The Creative Hub and gallery improvements represent complementary investments in institutional capability. Whilst the Digital Studio and Maker Space address contemporary pedagogical demands, the General Tun Ibrahim Gallery ensures that cadet officers engage with foundational principles of military leadership and national service. This dual-track approach—enhancing technical capacity whilst reinforcing cultural and historical grounding—offers a model increasingly relevant across Southeast Asia's defence establishments.
The RM1.9 million allocation also supported computer laboratory upgrades, comprehensive infrastructure modernisation that extends beyond the visible showpieces of the Creative Hub. These systemic improvements strengthen UPNM's entire digital learning ecosystem, enabling integration of new technologies across curricula rather than concentrating resources in specialist facilities. The computer lab enhancements ensure that digital literacy becomes embedded throughout cadet training rather than confined to optional enrichment programmes.
Arman Rumaizi expressed the institution's hope that the General Tun Ibrahim Gallery would inspire cadet officers to embrace values of strategic leadership, patriotism, and institutional commitment that characterised the former military chief. By personalising institutional values through historical examples, UPNM attempts to transmit organisational culture through tangible means rather than abstract principles, a pedagogical approach particularly valuable in military contexts where demonstrated examples carry significant weight.
These initiatives align with UPNM's 30-year strategic plan, which envisions the university as a connector between educational institutions, industrial partners, and broader communities. The Creative Hub's production capabilities position UPNM as a potential resource for knowledge-sharing beyond the military sector, potentially fostering partnerships with civilian institutions and private sector actors. This ecosystem approach reflects contemporary thinking about defence universities as agents of broader national development rather than isolated training centres.
For Malaysian defence policy more broadly, UPNM's investment in digital learning infrastructure signals recognition that future military effectiveness depends upon officers who combine traditional strategic expertise with technological fluency. As regional competition intensifies and security challenges become increasingly complex—from cyber threats to maritime domain awareness—military organisations require personnel capable of operating across physical and digital domains. UPNM's Creative Hub and associated infrastructure improvements position the institution to produce graduates equipped for these multifaceted demands.

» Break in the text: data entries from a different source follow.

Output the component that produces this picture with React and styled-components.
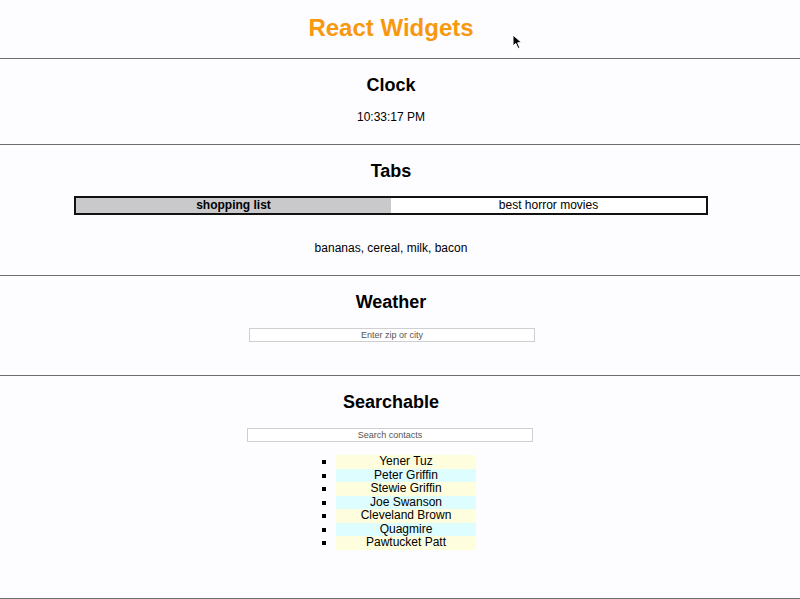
import React from 'react';
import styled, { createGlobalStyle } from 'styled-components';

const GlobalStyle = createGlobalStyle`
  html, body {
    margin: 0;
    padding: 0;
    background: #fdfcff;
  }
  body {
    font-family: "Liberation Sans", Arial, Helvetica, sans-serif;
    color: #000;
  }
`;

const contacts = [
  'Yener Tuz',
  'Peter Griffin',
  'Stewie Griffin',
  'Joe Swanson',
  'Cleveland Brown',
  'Quagmire',
  'Pawtucket Patt',
];

const Page = styled.div`
  position: relative;
  width: 800px;
`;

const Header = styled.h1`
  margin: 0;
  width: 782px;
  padding-top: 14px;
  height: 58px;
  box-sizing: border-box;
  text-align: center;
  font-size: 24px;
  line-height: 28px;
  font-weight: bold;
  color: #f7980f;
`;

const Section = styled.section`
  border-top: 1px solid #6f6f6f;
  width: 800px;
  height: ${props => props.h}px;
  box-sizing: border-box;
  padding-top: 14px;
`;

const Inner = styled.div`
  width: 782px;
  display: flex;
  flex-direction: column;
  align-items: center;
`;

const Title = styled.h2`
  margin: 0;
  font-size: 18px;
  line-height: 24px;
  font-weight: bold;
`;

const Time = styled.div`
  margin-top: 13px;
  font-size: 12px;
  line-height: 15px;
`;

const TabBar = styled.div`
  margin-top: 13px;
  width: 634px;
  height: 19px;
  box-sizing: border-box;
  border: 2px solid #111;
  display: flex;
`;

const Tab = styled.div`
  flex: 1;
  text-align: center;
  font-size: 12px;
  line-height: 15px;
  font-weight: ${props => (props.active ? 'bold' : 'normal')};
  background: ${props => (props.active ? '#c9c8cb' : '#ffffff')};
`;

const TabContent = styled.div`
  margin-top: 26px;
  font-size: 12px;
  line-height: 15px;
`;

const Input = styled.input`
  margin-top: ${props => props.top}px;
  margin-left: ${props => props.shift}px;
  width: 286px;
  height: 14px;
  box-sizing: border-box;
  border: 1px solid #cfcfd2;
  background: #fff;
  padding: 0;
  text-align: center;
  font-family: "Liberation Sans", Arial, sans-serif;
  font-size: 9px;
  outline: none;
  &::placeholder {
    color: #555;
  }
`;

const List = styled.ul`
  margin: 13px 0 0 30px;
  padding: 0;
  list-style: square;
  font-size: 12px;
  line-height: 13.5px;
`;

const Item = styled.li`
  width: 140px;
  height: 13.5px;
  text-align: center;
  font-size: 12px;
  line-height: 13.5px;
  background: ${props => (props.odd ? '#ddfdfe' : '#fefede')};
`;

const Cursor = styled.svg`
  position: absolute;
  left: 512px;
  top: 34px;
`;

export default function App() {
  return (
    <Page>
      <GlobalStyle />
      <Header>React Widgets</Header>
      <Section h={86}>
        <Inner>
          <Title>Clock</Title>
          <Time>10:33:17 PM</Time>
        </Inner>
      </Section>
      <Section h={131}>
        <Inner>
          <Title>Tabs</Title>
          <TabBar>
            <Tab active>shopping list</Tab>
            <Tab>best horror movies</Tab>
          </TabBar>
          <TabContent>bananas, cereal, milk, bacon</TabContent>
        </Inner>
      </Section>
      <Section h={100}>
        <Inner>
          <Title>Weather</Title>
          <Input top={14} shift={2} placeholder="Enter zip or city" />
        </Inner>
      </Section>
      <Section h={223}>
        <Inner>
          <Title>Searchable</Title>
          <Input top={14} shift={-2} placeholder="Search contacts" />
          <List>
            {contacts.map((c, i) => (
              <Item key={c} odd={i % 2 === 1}>{c}</Item>
            ))}
          </List>
        </Inner>
      </Section>
      <Section h={1} />
      <Cursor width="11" height="16" viewBox="0 0 11 16">
        <path d="M1 1 L1 12 L3.8 9.4 L6 14.5 L7.8 13.7 L5.7 8.8 L9.5 8.6 Z" fill="#000" stroke="#fff" strokeWidth="1" />
      </Cursor>
    </Page>
  );
}
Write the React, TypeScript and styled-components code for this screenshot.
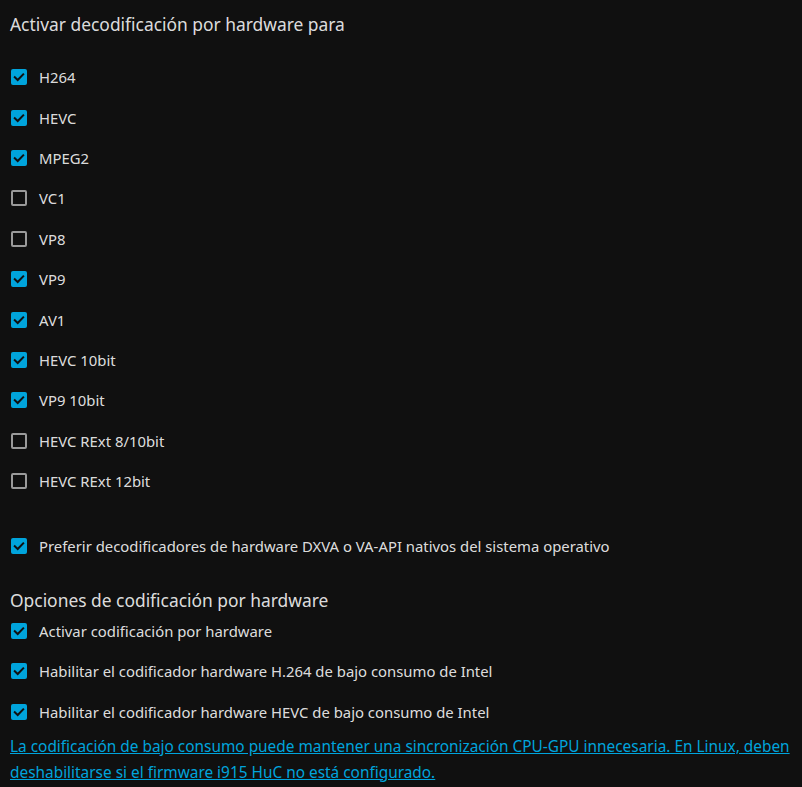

The timing of these announcements, coinciding with broader government infrastructure investments under the 12th Malaysia Plan, demonstrates sustained commitment to building institutional capacity within the defence establishment. As Southeast Asian nations strengthen their security postures and technological capabilities, educational institutions like UPNM play crucial roles in developing personnel with requisite expertise and values. The integration of advanced facilities with historical preservation suggests an institution confident in navigating the tension between honouring tradition and embracing innovation, a balance essential for credible and effective military leadership development.